**MATERIAL**

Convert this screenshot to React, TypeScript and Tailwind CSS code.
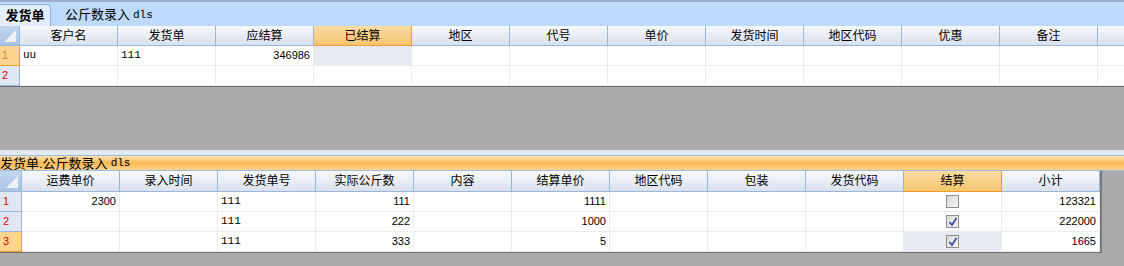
import React from "react";

const cjk = "font-['Tahoma','Liberation_Sans','Noto_Sans_CJK_SC',sans-serif]";

const topCols = ["客户名", "发货单", "应结算", "已结算", "地区", "代号", "单价", "发货时间", "地区代码", "优惠", "备注"];
const topRows: { cells: string[]; right: number[] }[] = [
  { cells: ["uu", "111", "346986", "", "", "", "", "", "", "", ""], right: [2] },
  { cells: ["", "", "", "", "", "", "", "", "", "", ""], right: [] },
];

const bottomCols = ["运费单价", "录入时间", "发货单号", "实际公斤数", "内容", "结算单价", "地区代码", "包装", "发货代码", "结算", "小计"];
const bottomRows = [
  { cells: ["2300", "", "111", "111", "", "1111", "", "", "", "", "123321"], checked: false },
  { cells: ["", "", "111", "222", "", "1000", "", "", "", "", "222000"], checked: true },
  { cells: ["", "", "111", "333", "", "5", "", "", "", "", "1665"], checked: true },
];
const bottomLeft = [2];

function Corner({ w }: { w: string }) {
  return (
    <div className={`${w} relative h-full border-r border-b border-[#9ab7db] bg-gradient-to-b from-[#c4d6ee] to-[#a9c3e6]`}>
      <svg className="absolute right-[3px] bottom-[3px]" width="12" height="12" viewBox="0 0 12 12">
        <polygon points="12,0 12,12 0,12" fill="#eef2f8" />
      </svg>
    </div>
  );
}

function HeadCell({ label, hot }: { label: string; hot?: boolean }) {
  return (
    <div
      className={
        hot
          ? "flex h-full w-[98px] shrink-0 items-center justify-center border-r border-b border-[#f39a2a] bg-gradient-to-b from-[#fbdda4] to-[#f5c56e] text-[12px] text-black"
          : "flex h-full w-[98px] shrink-0 items-center justify-center border-r border-b border-[#9ab7db] bg-gradient-to-b from-[#f8f9fc] to-[#d9e1ed] text-[12px] text-black"
      }
    >
      {label}
    </div>
  );
}

function CheckBox({ checked }: { checked: boolean }) {
  return (
    <div className="flex h-[13px] w-[13px] items-center justify-center border border-[#8e8e8e] bg-gradient-to-br from-[#d8d8d8] to-[#f7f7f7]">
      {checked ? (
        <svg width="10" height="10" viewBox="0 0 10 10">
          <path d="M1.5 5 L4 8 L8.5 1" fill="none" stroke="#3d50a0" strokeWidth="1.8" />
        </svg>
      ) : null}
    </div>
  );
}

export default function App() {
  return (
    <div className={`h-[266px] w-[1124px] overflow-hidden bg-[#ababab] ${cjk}`}>
      {/* upper grid with tabs */}
      <div className="border-t-2 border-[#9eadcb] bg-[#bedbfd]">
        <div className="flex h-[24px] items-end">
          <div className="flex h-[22px] w-[51px] items-center justify-center rounded-tr-[4px] border-t border-r border-[#8cb0e0] bg-[#e3edfb] text-[13px] font-bold text-black">
            发货单
          </div>
          <div className="flex h-[22px] items-center pl-[14px] text-[13px] text-black">
            公斤数录入<span className="ml-[3px] font-['Liberation_Mono',monospace] text-[11px]">dls</span>
          </div>
        </div>
      </div>
      <div className="bg-white">
        <div className="flex h-[20px]">
          <Corner w="w-[20px]" />
          {topCols.map((c, i) => (
            <HeadCell key={c} label={c} hot={i === 3} />
          ))}
          <div className="h-full flex-1 border-b border-[#9ab7db] bg-gradient-to-b from-[#f8f9fc] to-[#d9e1ed]" />
        </div>
        {topRows.map((r, ri) => (
          <div key={ri} className="flex h-[20px]">
            <div
              className={
                ri === 0
                  ? "flex h-full w-[20px] shrink-0 items-center border-r border-b border-[#f39a2a] bg-[#fdd48f] pl-[2px] text-[11px] text-[#d48a10]"
                  : "flex h-full w-[20px] shrink-0 items-center border-r border-b border-[#9ab7db] bg-[#dfe7f4] pl-[2px] text-[11px] text-[#e00000]"
              }
            >
              {ri + 1}
            </div>
            {r.cells.map((v, ci) => (
              <div
                key={ci}
                className={`flex h-full w-[98px] shrink-0 items-center border-r border-b border-[#ececec] px-[3px] text-[11px] text-black ${
                  r.right.includes(ci) ? "justify-end" : "justify-start"
                } ${ri === 0 && ci === 3 ? "bg-[#e7eaf3]" : ""} ${
                  ci < 2 ? "font-['Liberation_Mono',monospace]" : ""
                }`}
              >
                {v}
              </div>
            ))}
            <div className="h-full flex-1 border-b border-[#ececec]" />
          </div>
        ))}
      </div>
      <div className="h-px bg-[#6e6e6e]" />

      {/* gray gap */}
      <div className="h-[63px]" />

      {/* lower grid */}
      <div className="h-[5px] bg-[#e3eaf7]" />
      <div className="border-y border-[#9ebbe1]">
        <div className="flex h-[14px] items-center bg-gradient-to-b from-[#fee3b0] via-[#fbb850] to-[#fdd28f] text-[13px] leading-none text-black">
          <span>发货单.公斤数录入</span>
          <span className="ml-[3px] font-['Liberation_Mono',monospace] text-[11px]">dls</span>
        </div>
      </div>
      <div className="w-[1102px] border-r-2 border-b border-r-[#7a7a7a] border-b-[#6e6e6e] bg-white">
        <div className="flex h-[21px]">
          <Corner w="w-[22px]" />
          {bottomCols.map((c, i) => (
            <HeadCell key={c} label={c} hot={i === 9} />
          ))}
        </div>
        {bottomRows.map((r, ri) => (
          <div key={ri} className="flex h-[20px]">
            <div
              className={
                ri === 2
                  ? "flex h-full w-[22px] shrink-0 items-center border-r border-b border-[#f39a2a] bg-[#fdd48f] pl-[3px] text-[11px] text-[#e00000]"
                  : "flex h-full w-[22px] shrink-0 items-center border-r border-b border-[#9ab7db] bg-[#dfe7f4] pl-[3px] text-[11px] text-[#e00000]"
              }
            >
              {ri + 1}
            </div>
            {r.cells.map((v, ci) => (
              <div
                key={ci}
                className={`flex h-full w-[98px] shrink-0 items-center border-r border-b border-[#ececec] px-[3px] text-[11px] text-black ${
                  ci === 9 ? "justify-center" : bottomLeft.includes(ci) ? "justify-start" : "justify-end"
                } ${ri === 2 && ci === 9 ? "bg-[#e7eaf3]" : ""} ${
                  ci === 2 ? "font-['Liberation_Mono',monospace]" : ""
                }`}
              >
                {ci === 9 ? <CheckBox checked={r.checked} /> : v}
              </div>
            ))}
          </div>
        ))}
      </div>
    </div>
  );
}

**TASK INSTRUCTIONS**
Copy out each line word for word, please, skipping the images.

**SOLUTION FOR THIS TASK**
Convert this screenshot to React, TypeScript and Tailwind CSS code.
import React from "react";

const cjk = "font-['Tahoma','Liberation_Sans','Noto_Sans_CJK_SC',sans-serif]";

const topCols = ["客户名", "发货单", "应结算", "已结算", "地区", "代号", "单价", "发货时间", "地区代码", "优惠", "备注"];
const topRows: { cells: string[]; right: number[] }[] = [
  { cells: ["uu", "111", "346986", "", "", "", "", "", "", "", ""], right: [2] },
  { cells: ["", "", "", "", "", "", "", "", "", "", ""], right: [] },
];

const bottomCols = ["运费单价", "录入时间", "发货单号", "实际公斤数", "内容", "结算单价", "地区代码", "包装", "发货代码", "结算", "小计"];
const bottomRows = [
  { cells: ["2300", "", "111", "111", "", "1111", "", "", "", "", "123321"], checked: false },
  { cells: ["", "", "111", "222", "", "1000", "", "", "", "", "222000"], checked: true },
  { cells: ["", "", "111", "333", "", "5", "", "", "", "", "1665"], checked: true },
];
const bottomLeft = [2];

function Corner({ w }: { w: string }) {
  return (
    <div className={`${w} relative h-full border-r border-b border-[#9ab7db] bg-gradient-to-b from-[#c4d6ee] to-[#a9c3e6]`}>
      <svg className="absolute right-[3px] bottom-[3px]" width="12" height="12" viewBox="0 0 12 12">
        <polygon points="12,0 12,12 0,12" fill="#eef2f8" />
      </svg>
    </div>
  );
}

function HeadCell({ label, hot }: { label: string; hot?: boolean }) {
  return (
    <div
      className={
        hot
          ? "flex h-full w-[98px] shrink-0 items-center justify-center border-r border-b border-[#f39a2a] bg-gradient-to-b from-[#fbdda4] to-[#f5c56e] text-[12px] text-black"
          : "flex h-full w-[98px] shrink-0 items-center justify-center border-r border-b border-[#9ab7db] bg-gradient-to-b from-[#f8f9fc] to-[#d9e1ed] text-[12px] text-black"
      }
    >
      {label}
    </div>
  );
}

function CheckBox({ checked }: { checked: boolean }) {
  return (
    <div className="flex h-[13px] w-[13px] items-center justify-center border border-[#8e8e8e] bg-gradient-to-br from-[#d8d8d8] to-[#f7f7f7]">
      {checked ? (
        <svg width="10" height="10" viewBox="0 0 10 10">
          <path d="M1.5 5 L4 8 L8.5 1" fill="none" stroke="#3d50a0" strokeWidth="1.8" />
        </svg>
      ) : null}
    </div>
  );
}

export default function App() {
  return (
    <div className={`h-[266px] w-[1124px] overflow-hidden bg-[#ababab] ${cjk}`}>
      {/* upper grid with tabs */}
      <div className="border-t-2 border-[#9eadcb] bg-[#bedbfd]">
        <div className="flex h-[24px] items-end">
          <div className="flex h-[22px] w-[51px] items-center justify-center rounded-tr-[4px] border-t border-r border-[#8cb0e0] bg-[#e3edfb] text-[13px] font-bold text-black">
            发货单
          </div>
          <div className="flex h-[22px] items-center pl-[14px] text-[13px] text-black">
            公斤数录入<span className="ml-[3px] font-['Liberation_Mono',monospace] text-[11px]">dls</span>
          </div>
        </div>
      </div>
      <div className="bg-white">
        <div className="flex h-[20px]">
          <Corner w="w-[20px]" />
          {topCols.map((c, i) => (
            <HeadCell key={c} label={c} hot={i === 3} />
          ))}
          <div className="h-full flex-1 border-b border-[#9ab7db] bg-gradient-to-b from-[#f8f9fc] to-[#d9e1ed]" />
        </div>
        {topRows.map((r, ri) => (
          <div key={ri} className="flex h-[20px]">
            <div
              className={
                ri === 0
                  ? "flex h-full w-[20px] shrink-0 items-center border-r border-b border-[#f39a2a] bg-[#fdd48f] pl-[2px] text-[11px] text-[#d48a10]"
                  : "flex h-full w-[20px] shrink-0 items-center border-r border-b border-[#9ab7db] bg-[#dfe7f4] pl-[2px] text-[11px] text-[#e00000]"
              }
            >
              {ri + 1}
            </div>
            {r.cells.map((v, ci) => (
              <div
                key={ci}
                className={`flex h-full w-[98px] shrink-0 items-center border-r border-b border-[#ececec] px-[3px] text-[11px] text-black ${
                  r.right.includes(ci) ? "justify-end" : "justify-start"
                } ${ri === 0 && ci === 3 ? "bg-[#e7eaf3]" : ""} ${
                  ci < 2 ? "font-['Liberation_Mono',monospace]" : ""
                }`}
              >
                {v}
              </div>
            ))}
            <div className="h-full flex-1 border-b border-[#ececec]" />
          </div>
        ))}
      </div>
      <div className="h-px bg-[#6e6e6e]" />

      {/* gray gap */}
      <div className="h-[63px]" />

      {/* lower grid */}
      <div className="h-[5px] bg-[#e3eaf7]" />
      <div className="border-y border-[#9ebbe1]">
        <div className="flex h-[14px] items-center bg-gradient-to-b from-[#fee3b0] via-[#fbb850] to-[#fdd28f] text-[13px] leading-none text-black">
          <span>发货单.公斤数录入</span>
          <span className="ml-[3px] font-['Liberation_Mono',monospace] text-[11px]">dls</span>
        </div>
      </div>
      <div className="w-[1102px] border-r-2 border-b border-r-[#7a7a7a] border-b-[#6e6e6e] bg-white">
        <div className="flex h-[21px]">
          <Corner w="w-[22px]" />
          {bottomCols.map((c, i) => (
            <HeadCell key={c} label={c} hot={i === 9} />
          ))}
        </div>
        {bottomRows.map((r, ri) => (
          <div key={ri} className="flex h-[20px]">
            <div
              className={
                ri === 2
                  ? "flex h-full w-[22px] shrink-0 items-center border-r border-b border-[#f39a2a] bg-[#fdd48f] pl-[3px] text-[11px] text-[#e00000]"
                  : "flex h-full w-[22px] shrink-0 items-center border-r border-b border-[#9ab7db] bg-[#dfe7f4] pl-[3px] text-[11px] text-[#e00000]"
              }
            >
              {ri + 1}
            </div>
            {r.cells.map((v, ci) => (
              <div
                key={ci}
                className={`flex h-full w-[98px] shrink-0 items-center border-r border-b border-[#ececec] px-[3px] text-[11px] text-black ${
                  ci === 9 ? "justify-center" : bottomLeft.includes(ci) ? "justify-start" : "justify-end"
                } ${ri === 2 && ci === 9 ? "bg-[#e7eaf3]" : ""} ${
                  ci === 2 ? "font-['Liberation_Mono',monospace]" : ""
                }`}
              >
                {ci === 9 ? <CheckBox checked={r.checked} /> : v}
              </div>
            ))}
          </div>
        ))}
      </div>
    </div>
  );
}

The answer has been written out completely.